Melting of an anchored bilayer: phase transitions in the organic-inorganic hybrid pervoskite (CH₃NH₃)(CH₃(CH₂)_nNH₃)₂Pb₂I₇ (n = 11, 13, 15, 17)

Abstract

The conformation, organization, and phase transitions of alkyl chains in organic-inorganic hybrids based on the double pervoskite-slab lead iodides, (CH₃NH₃)(CH₃(CH₂)_nNH₃)₂Pb₂I₇ (n = 11, 13, 15, 17) have been investigated by X-ray diffraction, calorimetry, and infrared vibrational spectroscopy. In these hybrid solids, double pervoskite (CH₃NH₃)Pb₂I₇ slabs are interleaved with alkyl ammonium chains with the anchored alkyl chains arranged as tilted bilayers and adopting a planar all-trans conformation at room temperature. The (CH₃NH₃)(CH₃(CH₂) _nNH₃)₂Pb₂I₇ compounds exhibit a single reversible phase transition above room temperature with the associated enthalpy change varying linearly with alkyl chain length.
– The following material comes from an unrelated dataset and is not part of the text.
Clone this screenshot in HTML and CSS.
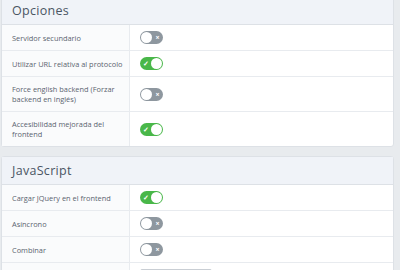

This transition corresponds to the melting in two-dimensions of the alkyl chains of the anchored bilayer and is characterized by increased conformational disorder of the methylene units of the chain and loss of tilt angle coherence leading to an increase in the interslab spacing. By monitoring features in the infrared spectra that are characteristic of the global conformation of the alkyl chains, a quantitative relation between conformational disorder and melting of the anchored bilayer is established. It is found that, irrespective of the alkyl chain length, melting occurs when at least 60% of the chains in the anchored bilayer of (CH₃NH₃)(CH₃(CH₂) _nNH₃)₂Pb₂I₇ have one or more gauche defects. This concentration is determined by the underlying lattice to which the alkyl chains are anchored.